Em alguns casos, não há resposta "certa". Qualquer declaração será criticada. No caso da substituição, ou de o jogador começar um jogo como reserva: se ele disser que é normal e que está conformado, isso será traduzido como desinteresse, acomodação ou covardia. Se disser que preferia ser titular ou continuar em campo, ele pode ser chamado de mascarado, rebelde, desagregador e até de antiético.
Se o técnico elogiar o jogador insatisfeito "é bom sinal, prova de interesse". Pode ser acusado de estar "passando a mão na cabeça" do rebelde, ou de estar querendo "pôr panos quentes". Se criticá-lo, está "jogando a torcida contra o jogador".
Se um jogador disser, como Álvaro na Olimpíada, que "não importa o adversário, o Brasil tem de ser superior. A gente não pode ter medo do Japão", qual a conclusão? "Mascarado", "está de salto alto". Se a declaração for "precisamos respeitar o adversário; o Japão evoluiu e tem bons jogadores", serei a primeira a dizer: "Essa história de cautela já encheu; o Japão evoluiu, mas nós temos de jogar melhor".
É fácil perceber quando alguém está mentindo, mesmo sem a interpretação do jornalista. Quando o Corinthians recém-campeão diz que "o Washington faz falta, mas a Ponte tem outros jogadores e pode complicar para o nosso time", sabemos que essa é a única declaração possível, mas perder para a Ponte seria uma surpresa incrível para os corintianos.
Leão garantiu que o jogo de hoje contra a França não seria uma revanche. Mas é claro que é! Até jogo de tênis com a França virou revanche de 98. Se o Brasil ganhar, não vai apagar a mágoa. Se perder, a sensação será a de que "a França é bi".

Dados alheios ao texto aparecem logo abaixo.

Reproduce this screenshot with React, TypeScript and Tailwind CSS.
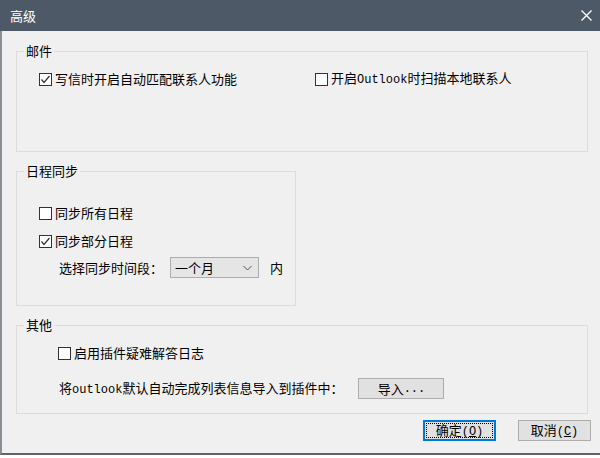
import React from "react";

const CJK = '"Noto Sans CJK SC", "Liberation Sans", sans-serif';

function Mono({ children }: { children: React.ReactNode }) {
  return <span className="font-['Liberation_Mono'] text-[12px]">{children}</span>;
}

function Check({ checked }: { checked?: boolean }) {
  return (
    <div className="w-[13px] h-[13px] shrink-0 border border-[#333333] bg-white flex items-center justify-center">
      {checked && (
        <svg width="11" height="11" viewBox="0 0 11 11">
          <polyline points="1.5,5.5 4,8.5 9.5,2" fill="none" stroke="#333333" strokeWidth="1.2" />
        </svg>
      )}
    </div>
  );
}

function Row({ checked, children }: { checked?: boolean; children: React.ReactNode }) {
  return (
    <div className="flex items-center gap-[3px] h-[16px]">
      <Check checked={checked} />
      <span className="leading-[16px] whitespace-nowrap">{children}</span>
    </div>
  );
}

function Group({ label, className, children }: { label: string; className: string; children: React.ReactNode }) {
  return (
    <div className={`relative border border-[#dcdcdc] ${className}`}>
      <span className="absolute left-[7px] top-[-9px] px-[2px] bg-[#f0f0f0] leading-[16px]">{label}</span>
      {children}
    </div>
  );
}

export default function App() {
  return (
    <div className="w-[600px] h-[458px] bg-white flex flex-col text-[13px] text-black" style={{ fontFamily: CJK }}>
      <div className="h-[31px] shrink-0 bg-[#4e5968] flex items-center justify-between pl-[10px] pr-[8px] text-white">
        <span className="leading-[16px]">高级</span>
        <svg width="11" height="11" viewBox="0 0 11 11">
          <path d="M0.5 0.5 L10.5 10.5 M10.5 0.5 L0.5 10.5" stroke="#ffffff" strokeWidth="1.3" />
        </svg>
      </div>
      <div className="h-[424px] shrink-0 bg-[#f0f0f0] border-l-2 border-b-2 border-l-[#8a8f96] border-b-[#5f636a] flex flex-col pl-[14px] pt-[20px]">
        <Group label="邮件" className="w-[572px] h-[101px] pt-[19px] pl-[22px]">
          <div className="flex">
            <div className="w-[276px]">
              <Row checked>写信时开启自动匹配联系人功能</Row>
            </div>
            <Row>
              开启<Mono>Outlook</Mono>时扫描本地联系人
            </Row>
          </div>
        </Group>

        <Group label="日程同步" className="mt-[19px] w-[280px] h-[135px] pt-[33px] pl-[22px]">
          <Row>同步所有日程</Row>
          <div className="mt-[12px]">
            <Row checked>同步部分日程</Row>
          </div>
          <div className="mt-[8px] ml-[20px] flex items-center h-[21px]">
            <span className="w-[104px] whitespace-nowrap">选择同步时间段：</span>
            <div className="ml-[7px] w-[89px] h-[21px] bg-[#e5e5e5] border border-[#adadad] flex items-center justify-between pl-[4px] pr-[6px]">
              <span className="leading-[16px]">一个月</span>
              <svg width="9" height="6" viewBox="0 0 9 6">
                <polyline points="0.5,1 4.5,5 8.5,1" fill="none" stroke="#555555" strokeWidth="1" />
              </svg>
            </div>
            <span className="ml-[11px]">内</span>
          </div>
        </Group>

        <Group label="其他" className="mt-[19px] w-[572px] h-[89px] pt-[19px] pl-[41px]">
          <Row>启用插件疑难解答日志</Row>
          <div className="mt-[17px] ml-[1px] flex items-center h-[21px]">
            <span className="whitespace-nowrap">
              将<Mono>outlook</Mono>默认自动完成列表信息导入到插件中：
            </span>
            <div className="ml-[15px] w-[86px] h-[21px] bg-[#e1e1e1] border border-[#adadad] flex items-center justify-center">
              导入<Mono>...</Mono>
            </div>
          </div>
        </Group>

        <div className="mt-[6px] flex justify-end pr-[9px] gap-[22px]">
          <div className="relative w-[73px] h-[21px] bg-[#e1e1e1] border-2 border-[#0078d7] flex items-center justify-center">
            <span className="absolute inset-[1px] border border-dotted border-black" />
            <span>
              确定<Mono>(<span className="underline">O</span>)</Mono>
            </span>
          </div>
          <div className="w-[73px] h-[21px] bg-[#e1e1e1] border border-[#adadad] flex items-center justify-center">
            <span>
              取消<Mono>(<span className="underline">C</span>)</Mono>
            </span>
          </div>
        </div>
      </div>
    </div>
  );
}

Com todos os rapapés e salamaleques de hoje em dia, é bom ter alguém como o velho louco, quer dizer, Lobo Zagallo, que diz: "Estamos com o Vasco atravessado na garganta. Queremos revanche, sim!". Sorte dele que deu certo... Alguém menos afortunado teria muito mais de engolir do que ser engolido. Mas, para quem está assistindo, esse outro teatro, parecido com as provocações dos pugilistas antes da luta, é muito mais divertido.

Na cozinha
Quando eu disse, na minha estréia como comentarista na TV, que o Botafogo-RJ estava em fase tão ruim "que os jogadores comemoravam até 0 a 0 como bom resultado", botafoguenses me mandaram para o fogão (um trocadilho involuntário e um equívoco; não é porque nasci com ovários que sou boa cozinheira). Agora é o técnico da seleção que comemora 0 a 0. Desisto. Vou para o fogão.

Garantia
Andrés Pastrana, presidente da Colômbia, garante a segurança na Copa América. Para os visitantes, garantias. Para os habitantes, boa sorte e condolências.